Summary: Steve read a wide variety of books, many outside his usual norm, including The Sound and the Fury, which he still is working to understand. He really, really enjoyed Paul Auster.

Dance and Concerts

  • Healing Wars, Liz Lerman
  • Willie Porter at the Saint
  • Steve Forbert at Woodbridge Middle School

Summary: All of these were most enjoyable. Willie Porter was a pleasant surprise: very energetic, very skilled, very talented. The Lerman piece was thought provoking and in places profound. However, I am not sure the combination of speech and dance always worked: the dance and music put you someplace ethereal, heightened your thoughts and sensibilities; the words tended to bring it all down, earthbound and moribund. And Steve Forbert is always a delight, particularly in a small, attentive venue. We had been very very disappointed when we saw him at Tim McLoone’s Supper Club, where a raucous party ruined the performance. This appearance at the middle school more than compensated.

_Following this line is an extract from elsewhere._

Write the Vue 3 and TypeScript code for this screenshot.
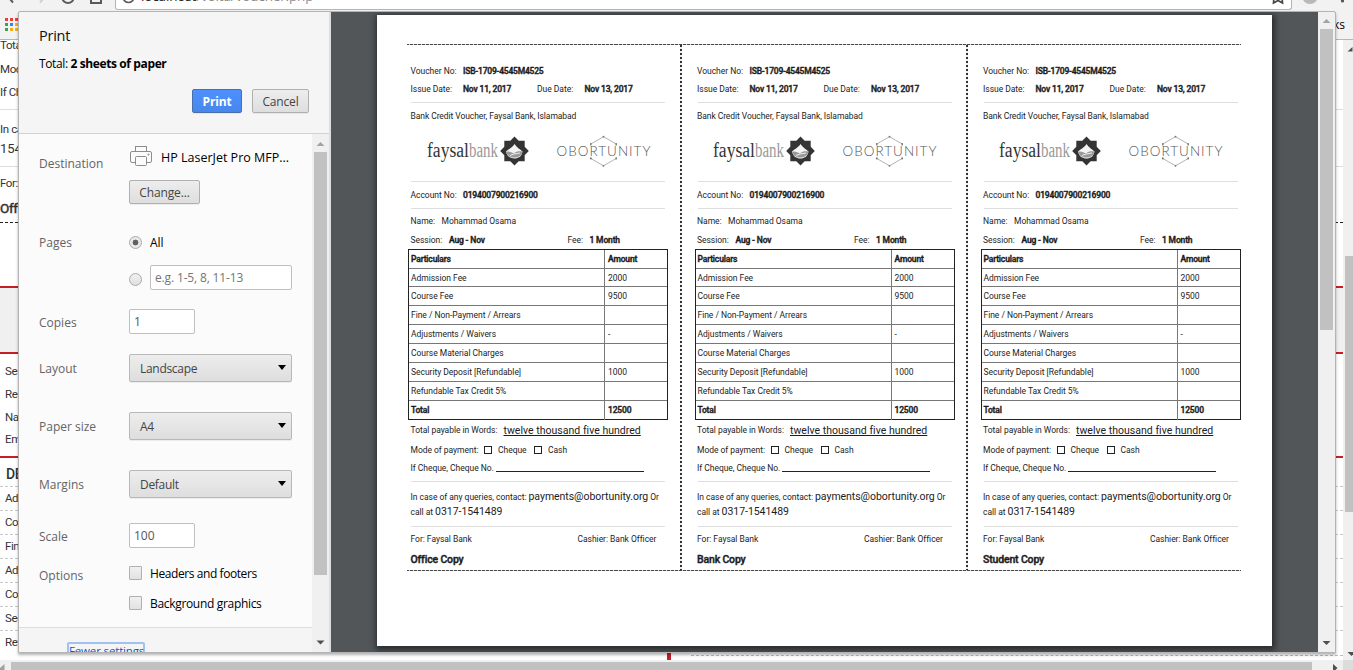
<script setup lang="ts">
interface FeeRow {
  name: string
  amount: string
  strong?: boolean
}

const copies: string[] = ['Office Copy', 'Bank Copy', 'Student Copy']

const fees: FeeRow[] = [
  { name: 'Particulars', amount: 'Amount', strong: true },
  { name: 'Admission Fee', amount: '2000' },
  { name: 'Course Fee', amount: '9500' },
  { name: 'Fine / Non-Payment / Arrears', amount: '' },
  { name: 'Adjustments / Waivers', amount: '-' },
  { name: 'Course Material Charges', amount: '' },
  { name: 'Security Deposit [Refundable]', amount: '1000' },
  { name: 'Refundable Tax Credit 5%', amount: '' },
  { name: 'Total', amount: '12500', strong: true },
]

const details: string[] = ['Ses', 'Reg', 'Na', 'Em']
const charges: string[] = ['Ad', 'Co', 'Fin', 'Adj', 'Co', 'Sec', 'Ref']
</script>

<template>
  <div class="screen">
    <!-- Browser window behind the dialog -->
    <div class="browser">
      <div class="toolbar">
        <svg class="nav" width="115" height="10" viewBox="0 0 115 10">
          <path d="M7.500 -4l5.500 6.500" fill="none" stroke="#5a5a5a" stroke-width="2" />
          <path d="M40 2.500l5-6" fill="none" stroke="#d0d0d0" stroke-width="2" />
          <path d="M62.500 -2a5.500 5 0 0 0 11 0" fill="none" stroke="#5a5a5a" stroke-width="2" />
          <path d="M91 -3V3h10V-3" fill="none" stroke="#5a5a5a" stroke-width="2" />
        </svg>
        <div class="omnibox">
          <svg width="22" height="9" viewBox="0 0 22 9">
            <circle cx="12.500" cy="-3" r="5.500" fill="none" stroke="#5a5a5a" stroke-width="1.600" />
          </svg>
          <span class="url"><b>localhost</b>/volta/voucher.php</span>
          <svg class="star" width="14" height="9" viewBox="0 0 14 9">
            <path d="M3 -3L2.500 3 7 .5 11.500 3 11 -3" fill="none" stroke="#444" stroke-width="1.700" />
          </svg>
        </div>
        <svg width="61" height="10" viewBox="0 0 61 10">
          <circle cx="18" cy="-4" r="8" fill="#b9b9b9" />
          <circle cx="50.500" cy="1" r="1.600" fill="#555" />
        </svg>
      </div>
      <div class="bookmarks">
        <div class="apps">
          <i class="r"></i><i class="r"></i><i class="r"></i>
          <i class="g"></i><i class="b"></i><i class="y"></i>
          <i class="g"></i><i class="y"></i><i class="y"></i>
        </div>
        <span>ks</span>
      </div>
      <div class="viewport">
        <div class="web">
          <p class="w-total">Tota</p>
          <p class="w-mode">Moc</p>
          <p class="w-mode">If Ch</p>
          <hr class="thin" />
          <p class="w-case">In ca</p>
          <p class="w-phone">154</p>
          <hr class="thin second" />
          <p class="w-for">For:</p>
          <p class="w-copy">Offi</p>
          <div class="cut"></div>
          <div class="banner"></div>
          <div class="detail">
            <p v-for="d in details" :key="d">{{ d }}</p>
          </div>
          <h3>DE</h3>
          <p v-for="(c, i) in charges" :key="i" class="charge">{{ c }}</p>
          <div class="page-end"><span class="red-post"></span><span class="end-dash"></span></div>
        </div>
        <div class="v-scroll">
          <svg width="10" height="20" viewBox="0 0 10 20"><path d="M4.500 11.500l5-4.500v4.500z" fill="#505050" /></svg>
          <div class="v-thumb"></div>
          <svg width="10" height="9" viewBox="0 0 10 9"><path d="M4.500 1h8l-4 4z" fill="#505050" /></svg>
        </div>
      </div>
      <div class="h-scroll">
        <svg width="11" height="10" viewBox="0 0 11 10"><path d="M0 8L4.500 4v6H0z" fill="#a0a0a0" /></svg>
        <div class="h-thumb"></div>
        <svg width="31" height="10" viewBox="0 0 31 10"><path d="M21 4l4.500 4-2 2H21z" fill="#505050" /></svg>
        <div class="corner"></div>
      </div>
    </div>

    <!-- Print dialog -->
    <div class="dialog">
      <aside class="settings">
        <header>
          <h1>Print</h1>
          <p class="sheets">Total: <b>2 sheets of paper</b></p>
          <div class="actions">
            <button class="btn primary">Print</button>
            <button class="btn cancel">Cancel</button>
          </div>
        </header>
        <div class="options">
          <div class="form">
            <div class="row dest">
              <label>Destination</label>
              <div class="field">
                <svg width="22" height="22" viewBox="0 0 22 22" fill="#fbfbfb" stroke="#8c8c8c">
                  <rect x=".5" y="5.500" width="21" height="11" rx="1.500" />
                  <rect x="5.500" y=".5" width="11" height="5" />
                  <rect x="5.500" y="10.500" width="11" height="9" rx="1" />
                  <circle cx="18.500" cy="8.500" r=".6" />
                </svg>
                <span class="printer">HP LaserJet Pro MFP...</span>
              </div>
            </div>
            <div class="row change"><label></label><button class="btn">Change...</button></div>
            <div class="row pages">
              <label>Pages</label>
              <div class="field"><span class="radio on"></span><span class="choice">All</span></div>
            </div>
            <div class="row range">
              <label></label>
              <div class="field"><span class="radio low"></span><span class="box wide">e.g. 1-5, 8, 11-13</span></div>
            </div>
            <div class="row copies"><label>Copies</label><span class="box">1</span></div>
            <div class="row layout">
              <label>Layout</label>
              <div class="select"><span>Landscape</span><i></i></div>
            </div>
            <div class="row size">
              <label>Paper size</label>
              <div class="select"><span>A4</span><i></i></div>
            </div>
            <div class="row size">
              <label>Margins</label>
              <div class="select"><span>Default</span><i></i></div>
            </div>
            <div class="row scale"><label>Scale</label><span class="box">100</span></div>
            <div class="row check">
              <label class="opt">Options</label>
              <div class="field"><span class="checkbox"></span><span class="choice heads">Headers and footers</span></div>
            </div>
            <div class="row check next">
              <label></label>
              <div class="field"><span class="checkbox"></span><span class="choice graphics">Background graphics</span></div>
            </div>
            <div class="more"><a>Fewer settings</a></div>
          </div>
          <div class="bar">
            <svg width="17" height="18" viewBox="0 0 17 18"><path d="M4.500 12l4-4 4 4z" fill="#a3a3a3" /></svg>
            <div class="thumb form-thumb"></div>
            <svg width="17" height="18" viewBox="0 0 17 18"><path d="M4.500 6.500l4 4 4-4z" fill="#505050" /></svg>
          </div>
        </div>
      </aside>
      <section class="preview">
        <div class="sheet">
          <div class="vouchers">
            <article v-for="copy in copies" :key="copy" class="voucher">
              <div class="line"><span class="k1">Voucher No:</span><b class="num">ISB-1709-4545M4525</b></div>
              <div class="line">
                <span class="k1">Issue Date:</span><b class="issue">Nov 11, 2017</b>
                <span class="k2">Due Date:</span><b>Nov 13, 2017</b>
              </div>
              <hr class="h1" />
              <div class="line tall"><span class="branch">Bank Credit Voucher, Faysal Bank, Islamabad</span></div>
              <div class="logos">
                <svg width="104" height="32" viewBox="0 0 104 32">
                  <text x="1" y="22" class="bank-dark" textLength="42" lengthAdjust="spacingAndGlyphs">faysal</text>
                  <text x="43" y="22" class="bank-light" textLength="29" lengthAdjust="spacingAndGlyphs">bank</text>
                  <path d="M88.500 1.500l4.200 4.200h6v6l4.100 4.300-4.100 4.200v6h-6l-4.200 4.200-4.200-4.200h-6v-6L74.200 16l4.100-4.300v-6h6z" fill="#343434" />
                  <path d="M80 16.500c2-2 6-3.500 8.500-7.500 2.500 4 6 5.500 8 7.500-1 5-4 7-8 7s-7.500-2-8.500-7z" fill="#f3f3f3" />
                  <path d="M80 17c4-1.500 6 2 8.500 1 2-2 5-2 8-1.500-1 4-4 6-8 6s-7-1.500-8.500-5.500z" fill="#999" />
                  <path d="M84 20.500l4-1.500 6-1" stroke="#eee" fill="none" />
                </svg>
                <svg class="obo" width="98" height="32" viewBox="0 0 98 32">
                  <path d="M35.800 9L48.500 1.700 61.200 9M35.800 23.500l12.700 7.300 12.700-7.300" fill="none" stroke="#a0a0a0" stroke-width=".8" />
                  <path d="M35.800 9v2M61.200 9v2M35.800 22v2M61.200 22v2" stroke="#a0a0a0" stroke-width=".8" />
                  <g fill="#777">
                    <circle cx="48.500" cy="1.700" r=".9" /><circle cx="35.800" cy="9" r=".9" /><circle cx="61.200" cy="9" r=".9" />
                    <circle cx="35.800" cy="23.500" r=".9" /><circle cx="61.200" cy="23.500" r=".9" /><circle cx="48.500" cy="30.800" r=".9" />
                  </g>
                  <text x="1.500" y="21" class="obo-text" textLength="94">OBORTUNITY</text>
                </svg>
              </div>
              <hr />
              <div class="line tall"><span class="k1">Account No:</span><b>0194007900216900</b></div>
              <hr />
              <div class="line name"><span class="k3">Name:</span><span class="person">Mohammad Osama</span></div>
              <div class="line session"><span class="k4">Session:</span><b class="term">Aug - Nov</b><span class="k5">Fee:</span><b>1 Month</b></div>
              <div class="table">
                <div v-for="fee in fees" :key="fee.name" class="tr" :class="{ strong: fee.strong }">
                  <span>{{ fee.name }}</span><span>{{ fee.amount }}</span>
                </div>
              </div>
              <div class="line words"><span class="k6">Total payable in Words:</span><u>twelve thousand five hundred</u></div>
              <div class="line mode">
                <span class="k7">Mode of payment:</span><i></i><span class="cheque">Cheque</span><i></i><span>Cash</span>
              </div>
              <div class="line"><span class="k8">If Cheque, Cheque No.</span><span class="blank"></span></div>
              <hr class="h2" />
              <div class="query">
                <div>In case of any queries, contact: <em class="mail">payments@obortunity.org</em> <span class="or">Or</span></div>
                <div>call at <em>0317-1541489</em></div>
              </div>
              <hr class="h3" />
              <div class="line sign"><span>For: Faysal Bank</span><span>Cashier: Bank Officer</span></div>
              <div class="copy">{{ copy }}</div>
            </article>
          </div>
        </div>
        <div class="bar pdf-bar">
          <svg width="17" height="17" viewBox="0 0 17 17"><path d="M4.500 11l4-4 4 4z" fill="#a3a3a3" /></svg>
          <div class="thumb pdf-thumb"></div>
          <svg width="17" height="18" viewBox="0 0 17 18"><path d="M4.500 7l4 4 4-4z" fill="#505050" /></svg>
        </div>
      </section>
    </div>
  </div>
</template>

<style>
body {
  margin: 0;
  overflow: hidden;
}
</style>

<style scoped>
* {
  box-sizing: border-box;
}
p,
h1,
h3,
hr {
  margin: 0;
}
svg {
  display: block;
  flex: none;
}
.screen {
  position: relative;
  width: 1353px;
  height: 670px;
  overflow: hidden;
  background: #fff;
  font-family: 'Open Sans', 'Noto Sans', sans-serif;
}
.browser {
  height: 670px;
  display: flex;
  flex-direction: column;
}
.toolbar {
  display: flex;
  height: 10px;
  background: #f2f2f2;
  overflow: hidden;
}
.omnibox {
  display: flex;
  width: 1177px;
  height: 10px;
  background: #fff;
  border: 1px solid #b4b4b4;
  border-top: 0;
  border-radius: 0 0 3px 3px;
  overflow: hidden;
}
.url {
  margin: -13px 0 0 3px;
  font-size: 13.500px;
  line-height: 18px;
  letter-spacing: -0.15px;
  color: #8a8a8a;
}
.url b {
  font-weight: 400;
  color: #222;
}
.star {
  margin-left: auto;
  margin-right: 6px;
}
.bookmarks {
  display: flex;
  align-items: center;
  justify-content: space-between;
  height: 30px;
  padding: 0 8px 0 5px;
  background: #f2f2f2;
  border-bottom: 1px solid #b6b6b6;
  font-size: 12px;
}
.apps {
  display: grid;
  grid-template-columns: repeat(3, 3px);
  gap: 2px;
}
.apps i {
  height: 3px;
}
.r { background: #ef3e36; }
.g { background: #31a455; }
.b { background: #2b8cf0; }
.y { background: #f9ae10; }
.viewport {
  display: flex;
  height: 620px;
}
.web {
  width: 1343px;
  overflow: hidden;
  font: 11.500px 'Roboto', sans-serif;
  letter-spacing: -0.4px;
  color: #333;
  background: #fff;
}
.w-total { height: 16px; line-height: 10px; }
.w-mode { height: 23px; line-height: 27px; }
.thin {
  border: 0;
  height: 1px;
  margin-top: 7px;
  background: #ddd;
}
.w-case { height: 24px; margin-top: 6px; line-height: 27px; }
.w-phone { height: 14px; line-height: 17px; font-size: 13px; letter-spacing: 0; }
.thin.second { margin-top: 12px; }
.w-for { margin-top: 6px; height: 20px; line-height: 20px; }
.w-copy { height: 29px; line-height: 31px; font-size: 13.500px; -webkit-text-stroke: 0.5px #333; }
.cut { border-top: 1px dashed #222; }
.banner {
  margin-top: 63px;
  height: 68px;
  background: #f0f0f0;
  border: solid #c31f26;
  border-width: 2px 0;
}
.detail {
  height: 102px;
  padding: 6px 0 0 5px;
}
.detail p { height: 22.800px; line-height: 22px; }
h3 {
  height: 30px;
  padding: 3px 0 0 6px;
  border-top: 2px solid #c31f26;
  font-size: 14px;
  line-height: 26px;
  font-weight: 500;
}
.charge {
  height: 24px;
  padding-left: 5px;
  line-height: 23px;
  border-top: 1px dashed #c8c8c8;
}
.page-end { display: flex; height: 10px; margin-top: -3px; }
.red-post { width: 4px; margin-left: 667px; background: #c31f26; }
.end-dash { flex: 1; margin: 4px 0 0 20px; border-top: 1px dashed #bbb; }
.v-scroll {
  display: flex;
  flex-direction: column;
  width: 10px;
  background: #f0f0f0;
}
.v-thumb {
  height: 256px;
  margin: 196px 0 139px 2px;
  background: #c1c1c1;
}
.h-scroll {
  display: flex;
  height: 10px;
  background: #f0f0f0;
}
.h-thumb {
  width: 1301px;
  margin-top: 2px;
  background: #c1c1c1;
}
.corner {
  width: 10px;
  background: #dcdcdc;
}
.dialog {
  position: absolute;
  left: 18px;
  top: 11px;
  width: 1318px;
  height: 642px;
  display: flex;
  border: 1px solid #b4b4b4;
  border-radius: 2px 2px 0 0;
  background: #f5f5f5;
  box-shadow: 0 2px 3px rgba(0, 0, 0, 0.3);
  overflow: hidden;
}
.settings {
  width: 312px;
  flex: none;
  border-right: 2px solid #dedede;
}
header {
  height: 122px;
  padding: 0 20px;
  border-bottom: 1px solid #d2d2d2;
}
h1 {
  padding-top: 14px;
  font-size: 14.500px;
  line-height: 20px;
  font-weight: 400;
  letter-spacing: -0.25px;
  color: #111;
}
.sheets {
  padding-top: 9px;
  font-size: 12px;
  line-height: 18px;
  letter-spacing: -0.38px;
  color: #000;
}
.actions {
  display: flex;
  justify-content: flex-end;
  gap: 10px;
  padding-top: 16px;
}
.btn {
  height: 24px;
  padding: 0;
  border: 1px solid #b0b0b0;
  border-radius: 2px;
  background: linear-gradient(#ededed, #dedede);
  box-shadow: 0 1px 0 rgba(0, 0, 0, 0.06);
  font: 12px 'Open Sans', sans-serif;
  letter-spacing: -0.15px;
  color: #444;
}
.btn.cancel { width: 57px; }
.btn.primary {
  width: 50px;
  background: linear-gradient(#4d90fe, #4787ed);
  border-color: #4b6fa8;
  color: #fff;
  font-weight: 700;
}
.options {
  display: flex;
  height: 518px;
  background: #fbfbfb;
}
.form {
  width: 293px;
  overflow: hidden;
}
.row {
  display: grid;
  grid-template-columns: 90px 1fr;
  align-items: center;
  padding: 0 20px;
  font-size: 12px;
  color: #000;
}
.row label { color: #646464; }
.field { display: flex; align-items: center; }
.dest { height: 46px; padding-right: 0; }
.dest label { margin-top: 12px; }
.dest svg { margin: -1px 0 0 1px; }
.printer { margin-left: 9px; font-size: 12.500px; white-space: nowrap; }
.change .btn { width: 71px; }
.pages { height: 28px; margin-top: 24px; }
.radio {
  width: 13px;
  height: 13px;
  border: 1px solid #aaa;
  border-radius: 50%;
  background: linear-gradient(#f0f0f0, #e0e0e0);
}
.radio.on { background: radial-gradient(circle, #606060 0 2.600px, #e9e9e9 3.200px); }
.radio.low { margin-top: 3px; }
.choice { margin-left: 8px; }
.range { height: 25px; margin-top: 9px; padding-right: 0; }
.box {
  width: 66px;
  height: 25px;
  padding-left: 4px;
  border: 1px solid #bfbfbf;
  border-radius: 2px;
  background: #fff;
  line-height: 24px;
  color: #555;
}
.box.wide { width: 142px; margin-left: 8px; letter-spacing: -0.15px; color: #757575; }
.copies { margin-top: 19px; }
.copies label,
.scale label { margin-top: 1px; }
.layout { margin-top: 20px; }
.select {
  display: flex;
  align-items: center;
  justify-content: space-between;
  width: 163px;
  height: 28px;
  padding: 0 5px 0 10px;
  border: 1px solid #b8b8b8;
  border-radius: 2px;
  background: linear-gradient(#ededed, #dedede);
  box-shadow: 0 1px 0 rgba(0, 0, 0, 0.06);
  letter-spacing: -0.3px;
  color: #444;
}
.select i {
  border: solid transparent;
  border-width: 5px 4.500px 0;
  border-top-color: #000;
  margin-top: -1px;
}
.size { margin-top: 30px; }
.scale { margin-top: 25px; }
.check { height: 20px; margin-top: 15px; padding-right: 0; }
.check.next { margin-top: 10px; }
.opt { margin-top: 4px; }
.heads { letter-spacing: -0.42px; }
.graphics { letter-spacing: -0.32px; }
.checkbox {
  width: 13px;
  height: 14px;
  margin-top: -1px;
  border: 1px solid #b0b0b0;
  border-radius: 1px;
  background: linear-gradient(#f0f0f0, #e2e2e2);
}
.more {
  height: 30px;
  margin-top: 14px;
  padding: 14px 0 0 48px;
  border-top: 1px solid #dcdcdc;
  background: #f5f5f5;
}
.more a {
  display: block;
  width: 78px;
  height: 20px;
  border: 2px solid #a1c1f5;
  border-radius: 2px;
  font-size: 11.500px;
  line-height: 13px;
  letter-spacing: -0.15px;
  white-space: nowrap;
  color: #1155cc;
}
.bar {
  display: flex;
  flex-direction: column;
  width: 17px;
  background: #f0f0f0;
}
.thumb {
  width: 13px;
  margin-left: 2px;
  background: #c1c1c1;
}
.form-thumb { height: 423px; margin-bottom: 59px; }
.preview {
  display: flex;
  flex: 1;
  background: #525659;
}
.sheet {
  width: 895px;
  height: 631px;
  margin: 3px 46px 0;
  padding: 29px 30px;
  background: #fff;
  box-shadow: 1px 2px 6px 2px rgba(0, 0, 0, 0.5);
}
.pdf-thumb { height: 302px; margin-bottom: 304px; }
.vouchers {
  width: 834px;
  height: 527px;
  display: grid;
  grid-template-columns: 275px 286px 273px;
  border: dashed #444;
  border-width: 1px 0;
  border-image: repeating-linear-gradient(90deg, #444 0 3px, #ddd 3px 4px) 1;
}
.voucher {
  padding: 17px 0 0 12.500px;
  background: repeating-linear-gradient(#333 0 2px, #eee 2px 4px) right / 2px 100% no-repeat;
  font: 8.500px 'Roboto', sans-serif;
  letter-spacing: -0.03px;
  color: #1c1c1c;
}
.voucher:first-child { padding-left: 1px; }
.voucher:last-child { background: none; }
.voucher b,
.strong,
.copy {
  font-weight: 500;
  letter-spacing: -0.16px;
  -webkit-text-stroke: 0.4px #1c1c1c;
}
.voucher .num { letter-spacing: -0.2px; }
.branch { letter-spacing: -0.07px; }
.line {
  display: flex;
  align-items: center;
  height: 18px;
  padding-left: 2.500px;
  white-space: nowrap;
}
.line > span,
.line > b { flex: none; }
.tall { height: 26px; }
.k1 { width: 52.500px; }
.issue { width: 74px; }
.k2 { width: 47.500px; }
.k3 { width: 31px; }
.k4 { width: 38.500px; }
.term { width: 118.500px; }
.k5 { width: 22px; }
.k6 { width: 93px; }
.k7 { width: 73.500px; }
.k8 { width: 85px; }
.voucher hr {
  width: 254px;
  height: 1px;
  margin-left: 3px;
  border: 0;
  background: #dfdfdf;
}
.voucher .h1 { margin-top: 4px; }
.logos { display: flex; height: 52px; padding: 6px 0 0 17.500px; }
.obo { margin-left: 25px; }
.bank-dark,
.bank-light {
  font: 20px 'Liberation Serif', serif;
  letter-spacing: 0;
  fill: #333;
}
.bank-light { fill: #999; }
.obo-text {
  font: 300 13.500px 'Lato', sans-serif;
  letter-spacing: 0;
  fill: #555;
}
.name { margin-top: 3px; }
.session { padding-top: 1px; }
.table {
  width: 260px;
  margin-top: 1px;
  border: solid #222;
  border-width: 1px 1px 0;
}
.tr {
  display: grid;
  grid-template-columns: 196px 1fr;
  height: 19px;
  line-height: 18.500px;
  border-bottom: 1px solid #777;
}
.tr:nth-child(2) { height: 18px; }
.tr:last-child { border-color: #222; }
.tr span { padding-left: 3px; }
.tr span:first-child { padding-left: 2px; border-right: 1px solid #777; }
.words { margin-top: 1px; }
.words u { font-size: 10.500px; letter-spacing: 0.02px; }
.mode { margin-top: 2px; }
.mode i {
  width: 8px;
  height: 8px;
  margin: -1px 6px 0 0;
  border: 1px solid #222;
}
.cheque { width: 36px; }
.blank {
  width: 148px;
  height: 8px;
  border-bottom: 1px solid #222;
}
.voucher .h2 { margin-top: 4px; }
.query {
  height: 44px;
  padding: 8px 0 0 2.500px;
  line-height: 14.500px;
  white-space: nowrap;
}
.query div { height: 14.500px; }
em { font-style: normal; font-size: 10.500px; letter-spacing: -0.04px; }
.sign { margin-top: 3px; }
.sign span:first-child { width: 167px; }
.copy {
  padding: 2px 0 0 2.500px;
  font-size: 10.500px;
  line-height: 19px;
}
</style>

Summary: I reviewed several of these this year; I have provided links where available, and will post the others elsewhere. The last four listed here are productions by my girls: Julie’s theater company, No. 11 Productions, puts on Mythunderstood as a primer on Greek mythology for elementary school students; Friends Call Me Albert, about Einstein and featuring puppets, is in development. Sarah wrote Limbo Land and Master Matthew. I cannot pretend to be objective; they were all wonderful. It’s hard to pick a standout from among the other plays. The Broadway and off-Broadway shows were all well produced and entertaining on the whole, but not superlative. Of the indie and Fringe productions, I was most taken by The Pink Unicorn, which is about a small-town, conservative Texas mother coming to terms with her teenage daughter’s “gender queer” status. It is funny and heartfelt and compassionate and should be required viewing for everyone as a lesson in tolerance and acceptance and love. Read more about it (or buy it) here.


  • Monuments Men
  • Love Is Strange
  • A Trip
  • Boyhood
  • Words and Pictures
  • Ida
  • About Time
  • Lunch Box
  • Kill Your Darlings
  • Oscar Nominated Live Action and Animated Shorts
  • Inside Llewyn Davis
  • Philomena
  • Nymphomaniac Vol. 1
  • Magic in the Moonlight
  • Dance of Reality
  • The Grand Budapest Hotel
  • Finding Vivian Maier
  • Chef
  • Fading Gigolo
  • A Hard Day’s Night
  • The One I Love
  • Enemy
  • Venus in Furs
  • Like Father, Like Son
  • Two Faces of January
  • The Zero Theorem
  • Pride
  • Gone Girl
  • St. Vincent
  • Birdman
  • Only Lovers Left Alive
  • Whiplash
  • Foxcatcher

Summary: Steve’s top picks are Grand Budapest Hotel, Birdman, and Boyhood, all of which he found to be thought provoking and thoroughly entertaining. My top picks are Grand Budapest Hotel, Pride, and Dance of Reality. I have never seen a movie like that last: crazy, wild, erotic, erratic, indelible, gorgeous, horrifying, fascinating. I loved it. I also loved Pride, which to me was the year’s best in terms of conscience, heart, and soul: positive and life-affirming. But I agree with Steve in picking Grand Budapest as best all-around good movie. It creates a wonderful little world, and I did not want to leave it: I loved its details and its tone and its look and its people. An utter delight with no false notes. Looks like we only saw one documentary this year: Finding Vivien Maier; it was spellbinding. Most disappointing films were Monuments Men, which I thought was hypocritical; St. Vincent, which was an extended Bill Murray SNL sketch and without any heart; Inside Llewyn Davis, which was very flat and uninteresting for a Coen brothers flick we’d been looking forward to; and Gone Girl, which was just not twisty enough! Intriguing also-rans: Chef, Fading Gigolo, Lunch Box, and Nymphomaniac, all of which greatly exceeded our expectations. Two Faces of January was forgettable; of all the movies listed, we couldn’t even remember what this one was about without checking online.



One exceedingly lovely new restaurant (new to us): the Ragin’ Cajun in Belmar. A thoroughly unpretentious, friendly, tiny, happy place. Other places we tried and especially liked this year were Pho Le in Red Bank and Ming in Edison.

Our shopping find came late in the year, when we were searching for a fresh turkey in late December. The Long Branch Poultry Farm provided a most excellent turkey—possibly the best we’ve ever had—for a most excellent price.

As to new recipes, the big find was lentils. Steve created a lovely lentil side dish lightly sauteed with onions, carrots, and garlic: very easy and an excellent accompaniment to almost anything.

Field Trips

Very few field trips this year beyond numerous trips to the city and a few to Rutgers. We did go to the Grounds for Sculpture in Hamilton in time for the Seward Johnson retrospective, which was great fun. And we went to the Neue for the Degenerate Art exhibit. And the Magritte exhibit at MoMA, which was just terrific: funny and perverse and wild.

And another late year find: a field trip for office furniture on December 31 brought us to E. J. Schuster Furniture, quite the nicest furniture store imaginable. We got two new chairs, had a most knowledgeable and friendly salesman, and learned about the store’s history, as it is also the site of Schuster’s Poultry Farm, a local egg producer.